What the task asks> Gather the lines from the material that contain "components".

━━ Data provided

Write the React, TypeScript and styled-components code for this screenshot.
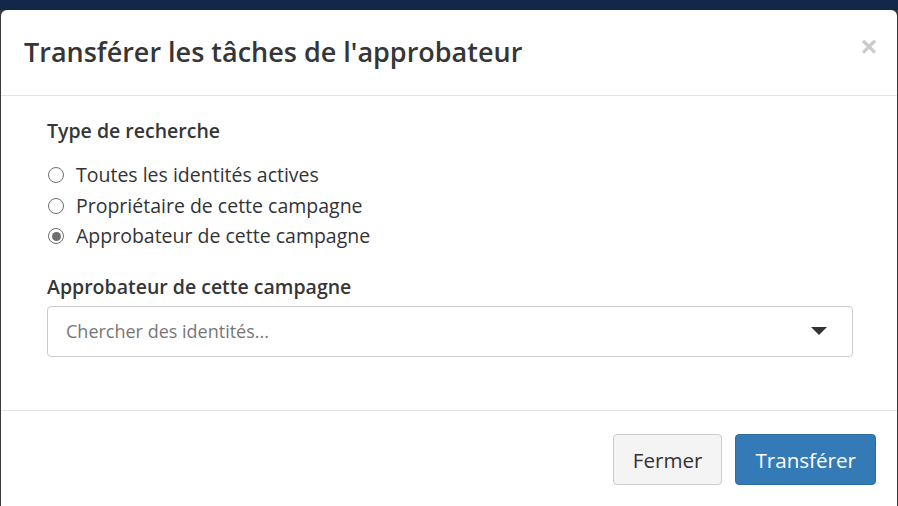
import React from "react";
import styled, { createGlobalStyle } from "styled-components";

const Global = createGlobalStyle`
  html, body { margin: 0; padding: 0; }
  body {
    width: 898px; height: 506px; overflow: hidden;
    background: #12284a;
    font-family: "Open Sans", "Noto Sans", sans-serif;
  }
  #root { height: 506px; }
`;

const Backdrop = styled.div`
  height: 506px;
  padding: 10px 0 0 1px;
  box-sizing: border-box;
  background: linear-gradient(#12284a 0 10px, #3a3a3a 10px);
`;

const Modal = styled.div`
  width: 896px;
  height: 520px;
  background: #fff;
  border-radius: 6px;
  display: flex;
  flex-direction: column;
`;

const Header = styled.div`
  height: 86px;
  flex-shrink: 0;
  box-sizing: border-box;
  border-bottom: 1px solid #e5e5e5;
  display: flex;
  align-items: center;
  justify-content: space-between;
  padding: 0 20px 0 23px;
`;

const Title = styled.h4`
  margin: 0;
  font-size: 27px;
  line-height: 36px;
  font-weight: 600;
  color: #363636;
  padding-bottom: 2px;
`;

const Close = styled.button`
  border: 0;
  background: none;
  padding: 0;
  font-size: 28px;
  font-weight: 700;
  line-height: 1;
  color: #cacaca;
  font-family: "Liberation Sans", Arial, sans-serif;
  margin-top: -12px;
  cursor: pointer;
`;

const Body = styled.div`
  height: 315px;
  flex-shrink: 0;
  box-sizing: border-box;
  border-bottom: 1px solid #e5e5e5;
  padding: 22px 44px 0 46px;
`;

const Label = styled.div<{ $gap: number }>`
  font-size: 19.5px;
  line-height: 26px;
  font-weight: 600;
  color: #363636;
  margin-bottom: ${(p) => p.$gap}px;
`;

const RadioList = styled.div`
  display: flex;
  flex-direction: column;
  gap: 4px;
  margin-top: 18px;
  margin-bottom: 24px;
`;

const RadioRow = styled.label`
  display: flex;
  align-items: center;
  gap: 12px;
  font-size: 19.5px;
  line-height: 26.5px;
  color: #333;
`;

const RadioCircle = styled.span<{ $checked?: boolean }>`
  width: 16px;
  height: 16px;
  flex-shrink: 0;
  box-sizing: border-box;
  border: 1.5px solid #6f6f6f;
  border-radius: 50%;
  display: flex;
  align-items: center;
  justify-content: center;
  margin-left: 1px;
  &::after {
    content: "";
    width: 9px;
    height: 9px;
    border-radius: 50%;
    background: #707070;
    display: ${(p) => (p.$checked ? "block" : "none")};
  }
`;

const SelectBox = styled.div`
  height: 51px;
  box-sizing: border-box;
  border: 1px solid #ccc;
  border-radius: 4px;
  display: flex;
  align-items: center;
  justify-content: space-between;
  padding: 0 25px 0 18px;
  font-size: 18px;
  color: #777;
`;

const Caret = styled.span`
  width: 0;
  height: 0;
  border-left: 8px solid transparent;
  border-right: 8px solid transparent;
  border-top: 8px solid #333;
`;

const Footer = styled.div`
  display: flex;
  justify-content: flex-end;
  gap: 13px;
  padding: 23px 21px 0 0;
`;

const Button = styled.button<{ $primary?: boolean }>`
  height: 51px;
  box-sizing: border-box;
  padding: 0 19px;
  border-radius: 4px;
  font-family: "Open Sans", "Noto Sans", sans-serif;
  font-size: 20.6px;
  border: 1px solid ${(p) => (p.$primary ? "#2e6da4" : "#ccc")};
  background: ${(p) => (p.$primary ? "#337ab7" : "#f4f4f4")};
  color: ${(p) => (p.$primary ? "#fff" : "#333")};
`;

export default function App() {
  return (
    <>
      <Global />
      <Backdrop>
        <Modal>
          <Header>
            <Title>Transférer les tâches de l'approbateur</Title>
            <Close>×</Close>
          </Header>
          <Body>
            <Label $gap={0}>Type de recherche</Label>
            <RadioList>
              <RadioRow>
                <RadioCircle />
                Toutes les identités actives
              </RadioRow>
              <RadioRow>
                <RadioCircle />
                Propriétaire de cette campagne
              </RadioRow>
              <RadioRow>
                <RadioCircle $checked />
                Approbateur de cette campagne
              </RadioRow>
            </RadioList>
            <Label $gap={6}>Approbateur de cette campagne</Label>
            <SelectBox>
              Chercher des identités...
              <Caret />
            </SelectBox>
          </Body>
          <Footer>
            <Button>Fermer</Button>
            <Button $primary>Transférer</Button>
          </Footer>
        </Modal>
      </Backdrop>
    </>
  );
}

━━━━

Solution for this task>
Write the React, TypeScript and styled-components code for this screenshot.
import styled, { createGlobalStyle } from "styled-components";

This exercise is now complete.